Nuclear weapons create a strange, tense paradox. They make a total, direct clash between superpowers incredibly risky, but they also create a shield behind which those same superpowers can wage devastating localized conflicts without fear of direct intervention. It is what political scientists call the stability-instability paradox. The top-level system stays stable because everyone fears a nuclear winter, but the lower levels become highly unstable because nations feel safer taking aggressive local risks.
Navigating a Post Treaty World
With formal treaties dead, the risk of a miscalculation or a false alarm goes through the roof. During the Cold War, hotlines and open communication channels saved the world from catastrophic errors when radar systems incorrectly flagged incoming flocks of birds or solar flares as enemy missiles.
Survival in this era requires a complete shift in strategy. Instead of relying on rigid treaties that no one wants to sign, the immediate focus must shift toward raw conflict de-escalation and reliable military-to-military communication.
- Reestablish Direct Military Hotlines: High-level defense officials need secure, open channels to clarify unexpected troop movements or missile tests instantly.
- Set Clear Red Lines on Critical Infrastructure: Nations must clearly communicate what constitutes an existential threat, particularly regarding cyberattacks on nuclear command and control networks.
- Maintain Clear Strategic Postures: Ambiguity can be a tool, but extreme unpredictability increases the chance that an adversary panics and strikes first out of fear.

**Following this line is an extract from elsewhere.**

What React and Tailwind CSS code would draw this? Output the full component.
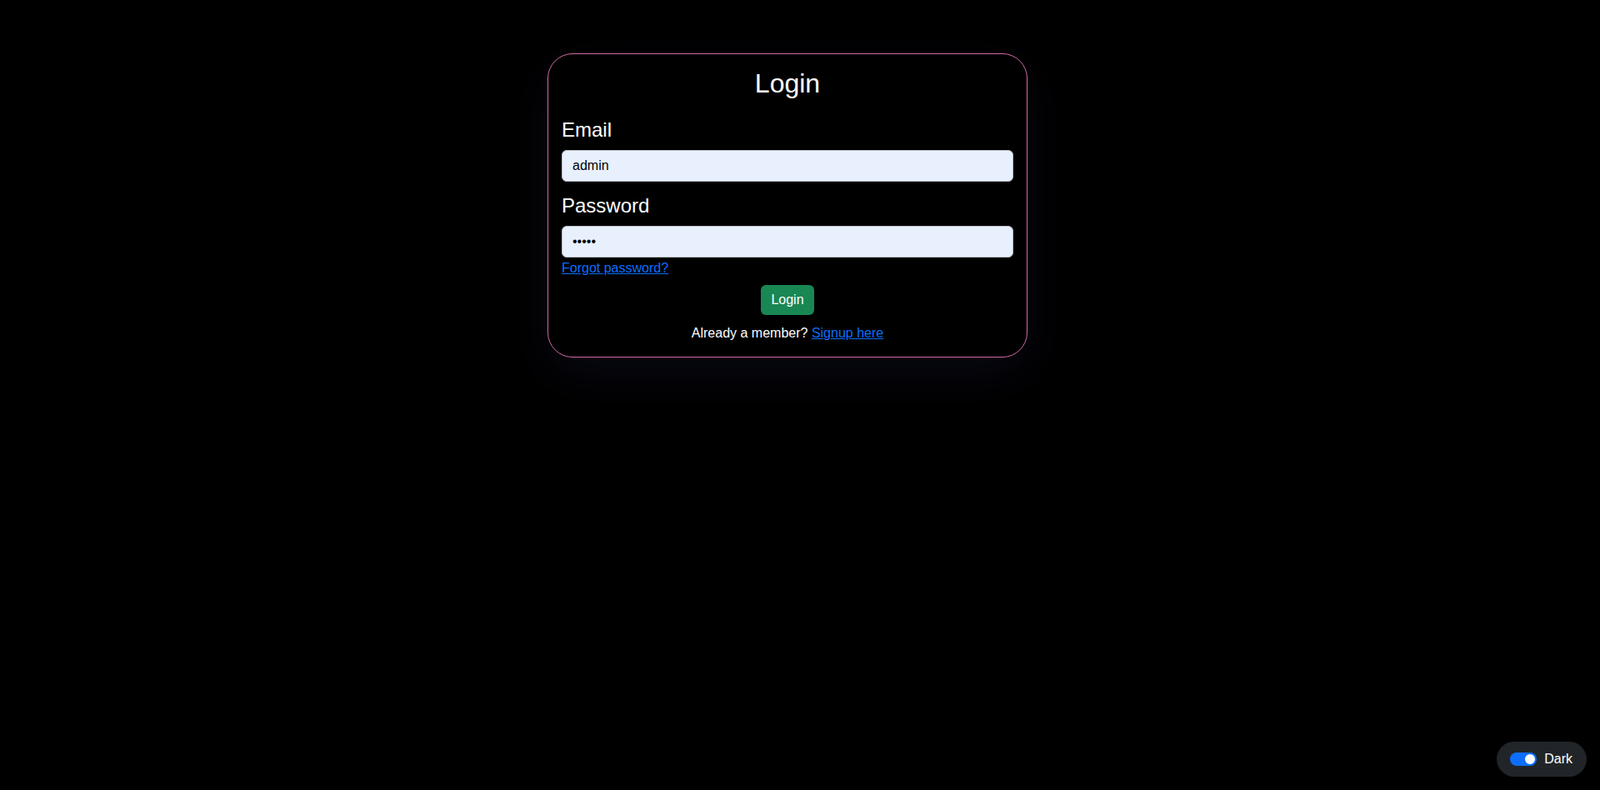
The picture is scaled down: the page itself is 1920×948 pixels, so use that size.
export default function App() {
  return (
    <div className="min-h-screen bg-black text-white font-['Liberation_Sans',Arial,sans-serif]">
      {/* Login card */}
      <div className="flex justify-center pt-16 pr-[30px]">
        <div className="w-[576px] border border-[#d26aa5] rounded-[30px] p-4 bg-black shadow-[0_20px_60px_rgba(28,28,64,0.3)]">
          <h2 className="text-[32px] leading-[38.4px] text-center mb-[23px]">Login</h2>
          <form onSubmit={(e) => e.preventDefault()}>
            <label htmlFor="email" className="block text-2xl leading-[28.8px] mb-[9px]">
              Email
            </label>
            <input
              id="email"
              type="text"
              defaultValue="admin"
              className="block w-full px-3 py-1.5 text-base leading-6 rounded-md border border-[#b9bec5] bg-[#e8f0fe] text-black outline-none"
            />
            <label htmlFor="password" className="block text-2xl leading-[28.8px] mt-[15px] mb-[9px]">
              Password
            </label>
            <input
              id="password"
              type="password"
              defaultValue="admin"
              className="block w-full px-3 py-1.5 text-base leading-6 rounded-md border border-[#b9bec5] bg-[#e8f0fe] text-black outline-none"
            />
            <a href="#" className="inline-block text-base leading-6 mt-px text-[#0d6efd] underline">
              Forgot password?
            </a>
            <div className="flex justify-center mt-2">
              <button type="submit" className="px-3 py-1.5 text-base leading-6 rounded-md bg-[#198754] text-white">
                Login
              </button>
            </div>
            <p className="text-center text-base leading-6 mt-[10px]">
              Already a member?{" "}
              <a href="#" className="text-[#0d6efd] underline">
                Signup here
              </a>
            </p>
          </form>
        </div>
      </div>

      {/* Theme toggle */}
      <div className="fixed bottom-4 right-4 h-[42px] flex items-center gap-[9px] pl-4 pr-[17px] rounded-full bg-[#212529] text-white text-base">
        <span className="w-8 h-4 rounded-full bg-[#0d6efd] flex items-center justify-end pr-[2px]">
          <span className="w-3 h-3 rounded-full bg-white" />
        </span>
        <span>Dark</span>
      </div>
    </div>
  )
}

The reality of 2026 is that the old system of mutual legal restraint is gone. Whether you view nuclear weapons as a terrifying existential threat or, as the Kremlin argues, the ultimate guarantee against total global warfare, one fact remains unassailable. The safety of the planet no longer rests on signed pieces of paper. It relies entirely on the cold, calculated restraint of the people holding the triggers.